= Data extract =
┌──
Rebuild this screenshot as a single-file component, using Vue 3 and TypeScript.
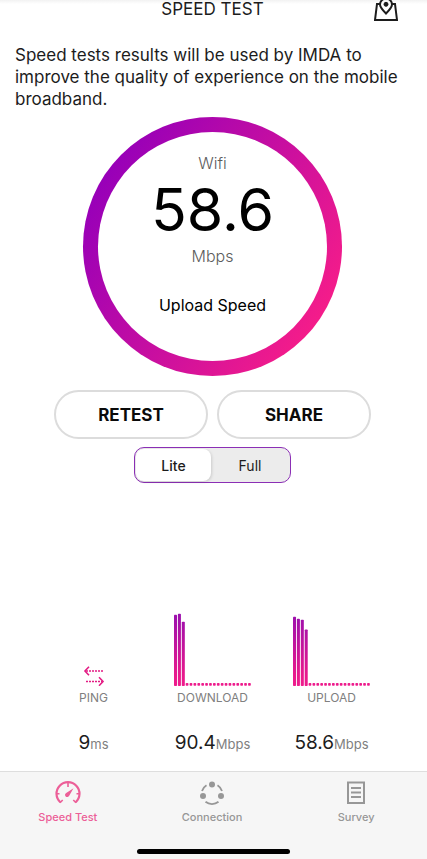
<script setup lang="ts">
import { ref } from 'vue'

interface Stat {
  label: string
  value: string
  unit: string
  bars: number[]
}

const mode = ref<'Lite' | 'Full'>('Lite')
const modes = ['Lite', 'Full'] as const

const idle = (count: number): number[] => Array.from({ length: count }, () => 3)

const stats: Stat[] = [
  { label: 'PING', value: '9', unit: 'ms', bars: [] },
  { label: 'DOWNLOAD', value: '90.4', unit: 'Mbps', bars: [73, 74, 66, ...idle(17)] },
  { label: 'UPLOAD', value: '58.6', unit: 'Mbps', bars: [71, 69, 68, 58, ...idle(16)] },
]
</script>

<template>
  <div class="screen">
    <header class="top">
      <h1>SPEED TEST</h1>
      <button class="map" type="button" aria-label="Map">
        <svg width="24" height="28" viewBox="0 0 24 28" fill="none" stroke="#1c1c1c" stroke-width="2">
          <path d="M6 11H3L1 27H23L21 11H18" />
          <path d="M12 20.500C8.500 17 6 14.500 6 11.500A6 6 0 0 1 18 11.500C18 14.500 15.500 17 12 20.500Z" />
          <circle cx="12" cy="11.300" r="2" fill="#1c1c1c" stroke-width="1" />
        </svg>
      </button>
    </header>

    <main>
      <p class="intro">
        Speed tests results will be used by IMDA to improve the quality of experience on the mobile broadband.
      </p>

      <section class="ring">
        <div class="dial">
          <span class="muted">Wifi</span>
          <strong>58.6</strong>
          <span class="muted">Mbps</span>
          <span class="kind">Upload Speed</span>
        </div>
      </section>

      <div class="actions">
        <button type="button">RETEST</button>
        <button type="button">SHARE</button>
      </div>

      <div class="segment" role="radiogroup" aria-label="Test mode">
        <label v-for="m in modes" :key="m" :class="{ on: mode === m }">
          <input v-model="mode" type="radio" name="mode" :value="m" />
          {{ m }}
        </label>
      </div>

      <section class="stats">
        <div v-for="s in stats" :key="s.label" class="stat">
          <svg v-if="s.bars.length" width="77" height="74" viewBox="0 0 79 74" preserveAspectRatio="xMidYMax meet">
            <defs>
              <linearGradient :id="'g' + s.label" gradientUnits="userSpaceOnUse" x1="0" y1="0" x2="0" y2="74">
                <stop offset="0" stop-color="#9a0fae" />
                <stop offset="0.850" stop-color="#e8198c" />
                <stop offset="1" stop-color="#ee1c8c" />
              </linearGradient>
            </defs>
            <rect
              v-for="(h, i) in s.bars"
              :key="i"
              :x="i * 4"
              :y="h > 3 ? 74 - h : 71"
              :width="h > 3 ? 3.1 : 2.8"
              :height="h > 3 ? h : 2.8"
              rx="0.8"
              :fill="`url(#g${s.label})`"
            />
          </svg>
          <svg v-else width="20" height="20" viewBox="0 0 20 20" fill="none" stroke="#e31c84" stroke-width="1.6">
            <path d="M5 0.800L0.900 5L5 9.200M15 11.300L19.100 15.500L15 19.700" stroke-linejoin="round" />
            <path d="M2 5H19M2 15.500H18" stroke-dasharray="2 1" />
          </svg>
          <span class="name">{{ s.label }}</span>
          <span class="value">{{ s.value }}<small>{{ s.unit }}</small></span>
        </div>
      </section>
    </main>

    <footer>
      <nav>
        <a href="#speed" class="active">
          <svg width="28" height="24" viewBox="0 0 28 24" fill="none" stroke="currentColor">
            <path d="M6.300 21.200A11.500 11.500 0 1 1 21.700 21.200" stroke-width="2.200" />
            <path d="M6 21.800L8.700 19M22 21.800L19.300 19M14 2V6M3 12.700H5.500M22.500 12.700H25" stroke-width="1.600" />
            <path d="M19.500 7.200L15.200 14.800A2.200 2.200 0 1 1 12.200 11.900Z" fill="currentColor" stroke="none" />
          </svg>
          Speed Test
        </a>
        <a href="#connection">
          <svg width="28" height="24" viewBox="0 0 28 24" fill="none" stroke="currentColor" stroke-width="1.800">
            <path d="M4 10A10.500 10.500 0 0 1 8.500 4.200M19.500 4.200A10.500 10.500 0 0 1 24 10M7.500 20.800A10.500 10.500 0 0 0 20.500 20.800" />
            <g fill="currentColor" stroke="none">
              <circle cx="14" cy="3.500" r="3" /><circle cx="5" cy="15" r="3" /><circle cx="23" cy="15" r="3" />
            </g>
          </svg>
          Connection
        </a>
        <a href="#survey">
          <svg width="28" height="24" viewBox="0 0 28 24" fill="none" stroke="currentColor" stroke-width="2">
            <path d="M6 1.500H22V22H6Z" />
            <path d="M9 7H19M9 11.500H19M9 16H19" />
          </svg>
          Survey
        </a>
      </nav>
      <div class="home"></div>
    </footer>
  </div>
</template>

<style>
body {
  background: #fff;
}
</style>

<style scoped>
.screen {
  min-height: 100vh;
  display: flex;
  flex-direction: column;
  overflow: hidden;
  box-sizing: border-box;
  background: linear-gradient(#f2f2f2, #fff 4px);
  color: #1c1c1c;
  font-family: Inter, "Liberation Sans", sans-serif;
}
button {
  font: inherit;
  color: inherit;
  background: none;
  border: 0;
  padding: 0;
}
.top {
  display: grid;
  grid-template-columns: 1fr auto 1fr;
  height: 20px;
  padding: 0 29px 0 27px;
}
h1 {
  grid-column: 2;
  margin: -1px 0 0;
  font-size: 17px;
  line-height: 20px;
  font-weight: 400;
}
.map {
  justify-self: end;
  height: 28px;
  margin-top: -7px;
}
.map svg {
  display: block;
}
main {
  flex: 1;
  display: flex;
  flex-direction: column;
  align-items: center;
  padding-right: 2px;
}
.intro {
  align-self: stretch;
  margin: 24px 13px 7px 15px;
  font-size: 17px;
  line-height: 22px;
}
.ring {
  width: 259px;
  height: 259px;
  box-sizing: border-box;
  padding: 15px;
  border-radius: 50%;
  background: linear-gradient(122deg, #9800b8 14%, #f41c8a 86%);
}
.dial {
  height: 100%;
  box-sizing: border-box;
  padding-top: 19px;
  border-radius: 50%;
  background: #fff;
  display: flex;
  flex-direction: column;
  align-items: center;
  color: #000;
}
.muted {
  font-size: 16px;
  line-height: 24px;
  color: #5c5c5c;
  font-weight: 300;
}
.dial strong {
  font-size: 59px;
  line-height: 69px;
  font-weight: 400;
}
.kind {
  margin-top: 25px;
  font-size: 16px;
  line-height: 24px;
}
.actions {
  display: flex;
  gap: 9px;
  margin-top: 14px;
}
.actions button {
  width: 154px;
  height: 49px;
  border: 2px solid #dcdcdc;
  border-radius: 25px;
  font-size: 17px;
  font-weight: 700;
  color: #0a0a0a;
}
.segment {
  display: grid;
  grid-template-columns: 75px 1fr;
  width: 157px;
  height: 36px;
  margin-top: 8px;
  box-sizing: border-box;
  padding: 1px;
  border: 1px solid #8b2fb5;
  border-radius: 10px;
  background: #ececec;
}
.segment label {
  position: relative;
  display: flex;
  align-items: center;
  justify-content: center;
  border-radius: 8px;
  font-size: 14px;
}
.segment label.on {
  background: #fff;
  font-weight: 500;
  box-shadow: 1px 1px 3px #0002;
}
.segment input {
  position: absolute;
  inset: 0;
  margin: 0;
  opacity: 0;
}
.stats {
  align-self: stretch;
  display: grid;
  grid-template-columns: repeat(3, 1fr);
  margin: auto 34px 14px;
}
.stat {
  display: flex;
  flex-direction: column;
  align-items: center;
  justify-content: flex-end;
}
.name {
  margin-top: 4px;
  font-size: 12px;
  line-height: 16px;
  color: #808080;
}
.value {
  margin-top: 24px;
  font-size: 19px;
  line-height: 26px;
}
.value small {
  font-size: 13px;
  color: #808080;
}
footer {
  border-top: 1px solid #dedede;
  background: #f6f6f6;
}
nav {
  display: grid;
  grid-template-columns: 8fr 9fr 8fr;
  padding: 9px 3px 0 0;
}
nav a {
  display: flex;
  flex-direction: column;
  align-items: center;
  gap: 4px;
  font-size: 11px;
  line-height: 16px;
  font-weight: 500;
  color: #979797;
  text-decoration: none;
}
nav a.active {
  color: #ec5f98;
}
.home {
  width: 153px;
  height: 5px;
  margin: 24px auto 5px;
  border-radius: 3px;
  background: #000;
}
</style>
└──
= Exercise details =
Starting with the first line of the data above and ending with the line containing "const modes = ['Lite', 'Full'] as const", please restate every line exactly, leaving images out.

= Correct answer =
Rebuild this screenshot as a single-file component, using Vue 3 and TypeScript.
<script setup lang="ts">
import { ref } from 'vue'

interface Stat {
  label: string
  value: string
  unit: string
  bars: number[]
}

const mode = ref<'Lite' | 'Full'>('Lite')
const modes = ['Lite', 'Full'] as const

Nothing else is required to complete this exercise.